Find how many lines contain the word "styled" and state that number alone.

++++++++

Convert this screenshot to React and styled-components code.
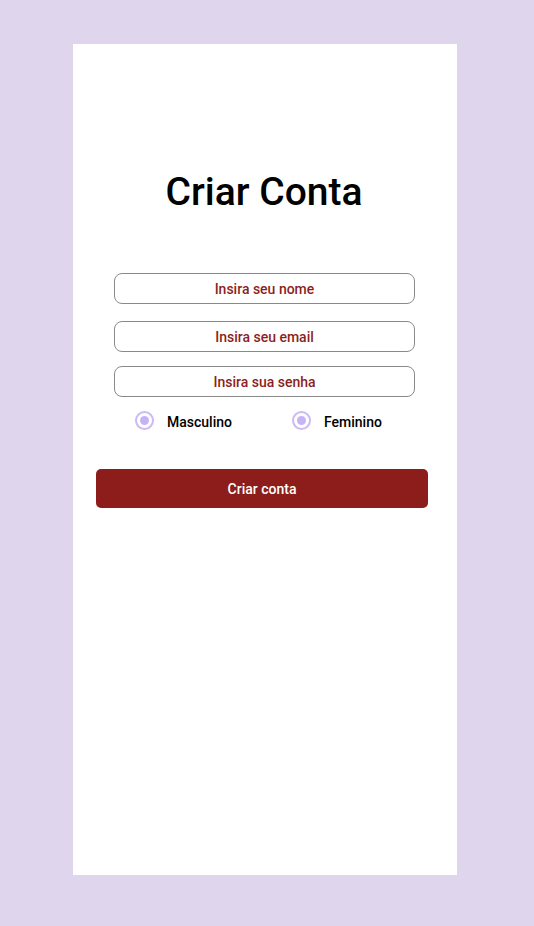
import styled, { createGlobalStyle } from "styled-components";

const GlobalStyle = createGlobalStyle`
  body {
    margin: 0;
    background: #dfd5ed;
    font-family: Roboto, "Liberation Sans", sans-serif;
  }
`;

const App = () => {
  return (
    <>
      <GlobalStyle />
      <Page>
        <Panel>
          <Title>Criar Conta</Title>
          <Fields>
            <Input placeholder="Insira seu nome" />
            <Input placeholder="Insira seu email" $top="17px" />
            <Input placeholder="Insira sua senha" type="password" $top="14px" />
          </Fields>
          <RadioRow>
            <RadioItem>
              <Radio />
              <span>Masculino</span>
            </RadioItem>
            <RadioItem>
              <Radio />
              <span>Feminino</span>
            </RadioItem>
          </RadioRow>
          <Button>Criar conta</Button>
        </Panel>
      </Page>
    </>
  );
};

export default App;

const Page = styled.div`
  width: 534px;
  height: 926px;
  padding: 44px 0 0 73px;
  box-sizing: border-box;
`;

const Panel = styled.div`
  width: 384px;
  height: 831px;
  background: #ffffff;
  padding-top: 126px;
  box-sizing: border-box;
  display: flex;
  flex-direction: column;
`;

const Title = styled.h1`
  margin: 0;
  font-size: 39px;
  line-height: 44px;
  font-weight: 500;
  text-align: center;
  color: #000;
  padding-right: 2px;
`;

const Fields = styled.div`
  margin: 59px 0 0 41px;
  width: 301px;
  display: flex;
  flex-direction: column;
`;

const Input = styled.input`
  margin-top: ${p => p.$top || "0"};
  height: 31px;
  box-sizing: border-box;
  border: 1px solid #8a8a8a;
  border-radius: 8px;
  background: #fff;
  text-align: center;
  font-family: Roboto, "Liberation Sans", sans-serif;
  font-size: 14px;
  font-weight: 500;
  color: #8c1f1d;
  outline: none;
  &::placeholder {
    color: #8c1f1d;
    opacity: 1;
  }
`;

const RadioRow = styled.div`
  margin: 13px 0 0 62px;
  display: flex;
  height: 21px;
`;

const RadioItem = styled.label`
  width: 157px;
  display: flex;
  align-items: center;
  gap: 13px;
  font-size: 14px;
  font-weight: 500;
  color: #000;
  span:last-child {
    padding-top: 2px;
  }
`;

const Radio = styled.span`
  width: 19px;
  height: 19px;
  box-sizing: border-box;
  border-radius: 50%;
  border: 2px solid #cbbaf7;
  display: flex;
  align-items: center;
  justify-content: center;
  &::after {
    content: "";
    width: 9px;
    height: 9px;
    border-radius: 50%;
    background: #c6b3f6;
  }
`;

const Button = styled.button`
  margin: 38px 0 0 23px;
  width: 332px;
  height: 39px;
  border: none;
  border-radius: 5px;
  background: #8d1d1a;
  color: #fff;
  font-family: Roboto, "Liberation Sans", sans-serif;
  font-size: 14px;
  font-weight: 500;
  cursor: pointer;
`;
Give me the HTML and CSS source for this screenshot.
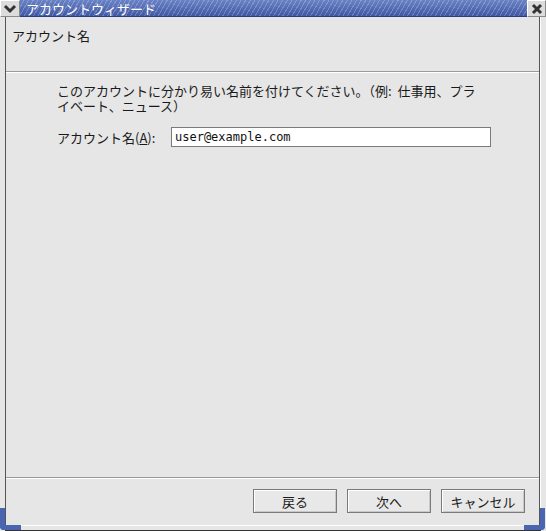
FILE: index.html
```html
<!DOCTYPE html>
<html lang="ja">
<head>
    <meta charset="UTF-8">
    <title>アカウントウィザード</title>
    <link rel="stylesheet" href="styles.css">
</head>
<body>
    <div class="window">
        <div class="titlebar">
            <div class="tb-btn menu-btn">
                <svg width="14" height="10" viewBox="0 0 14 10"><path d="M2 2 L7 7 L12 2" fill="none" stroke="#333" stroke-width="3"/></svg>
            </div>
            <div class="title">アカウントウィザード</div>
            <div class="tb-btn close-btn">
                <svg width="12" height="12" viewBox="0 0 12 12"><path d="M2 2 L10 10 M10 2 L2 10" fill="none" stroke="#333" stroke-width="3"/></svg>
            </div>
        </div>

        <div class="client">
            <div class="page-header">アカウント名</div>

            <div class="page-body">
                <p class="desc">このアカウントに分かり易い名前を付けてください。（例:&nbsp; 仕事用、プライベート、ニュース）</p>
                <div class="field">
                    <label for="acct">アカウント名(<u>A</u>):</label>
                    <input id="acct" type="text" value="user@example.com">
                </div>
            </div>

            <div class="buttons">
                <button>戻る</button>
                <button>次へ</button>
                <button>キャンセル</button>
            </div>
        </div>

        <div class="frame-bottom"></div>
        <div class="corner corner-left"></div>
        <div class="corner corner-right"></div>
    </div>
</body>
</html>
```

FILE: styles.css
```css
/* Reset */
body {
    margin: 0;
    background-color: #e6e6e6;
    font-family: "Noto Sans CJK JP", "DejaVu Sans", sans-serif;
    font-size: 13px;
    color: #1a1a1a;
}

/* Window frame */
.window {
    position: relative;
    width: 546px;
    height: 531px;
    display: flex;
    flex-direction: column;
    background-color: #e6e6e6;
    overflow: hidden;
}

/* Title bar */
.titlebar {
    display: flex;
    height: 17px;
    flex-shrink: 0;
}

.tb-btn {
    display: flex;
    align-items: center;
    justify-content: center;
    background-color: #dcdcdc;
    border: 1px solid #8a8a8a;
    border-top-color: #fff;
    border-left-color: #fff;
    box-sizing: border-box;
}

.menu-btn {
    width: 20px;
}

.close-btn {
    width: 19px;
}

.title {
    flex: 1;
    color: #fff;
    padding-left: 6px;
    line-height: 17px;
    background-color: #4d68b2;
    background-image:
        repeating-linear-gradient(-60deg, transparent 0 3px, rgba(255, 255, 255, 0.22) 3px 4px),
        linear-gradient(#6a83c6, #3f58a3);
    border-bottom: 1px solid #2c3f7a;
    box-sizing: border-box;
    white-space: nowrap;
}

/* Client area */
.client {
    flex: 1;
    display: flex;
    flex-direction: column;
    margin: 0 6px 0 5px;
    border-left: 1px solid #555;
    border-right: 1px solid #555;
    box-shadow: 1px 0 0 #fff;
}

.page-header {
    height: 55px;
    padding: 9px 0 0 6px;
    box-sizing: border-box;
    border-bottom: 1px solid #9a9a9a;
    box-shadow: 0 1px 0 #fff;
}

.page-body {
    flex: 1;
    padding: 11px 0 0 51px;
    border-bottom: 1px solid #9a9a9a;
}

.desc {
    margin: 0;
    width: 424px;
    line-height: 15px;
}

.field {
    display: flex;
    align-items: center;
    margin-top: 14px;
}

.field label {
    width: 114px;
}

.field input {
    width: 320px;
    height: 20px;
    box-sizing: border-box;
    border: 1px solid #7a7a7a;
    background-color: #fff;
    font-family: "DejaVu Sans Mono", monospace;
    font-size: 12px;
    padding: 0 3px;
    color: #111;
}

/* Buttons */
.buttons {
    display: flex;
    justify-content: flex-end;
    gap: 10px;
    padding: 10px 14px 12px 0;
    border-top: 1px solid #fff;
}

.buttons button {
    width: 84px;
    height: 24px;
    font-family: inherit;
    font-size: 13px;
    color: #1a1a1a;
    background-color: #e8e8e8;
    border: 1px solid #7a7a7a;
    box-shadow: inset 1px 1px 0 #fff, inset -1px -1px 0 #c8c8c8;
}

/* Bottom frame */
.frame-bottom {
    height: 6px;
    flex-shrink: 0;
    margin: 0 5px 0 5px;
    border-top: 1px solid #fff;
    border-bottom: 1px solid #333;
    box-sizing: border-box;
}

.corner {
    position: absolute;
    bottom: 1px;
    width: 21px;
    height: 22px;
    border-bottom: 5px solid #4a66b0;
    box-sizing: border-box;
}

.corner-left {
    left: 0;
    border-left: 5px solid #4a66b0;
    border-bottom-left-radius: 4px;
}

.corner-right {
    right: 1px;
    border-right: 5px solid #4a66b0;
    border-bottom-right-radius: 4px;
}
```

++++++++

Answer in full: 11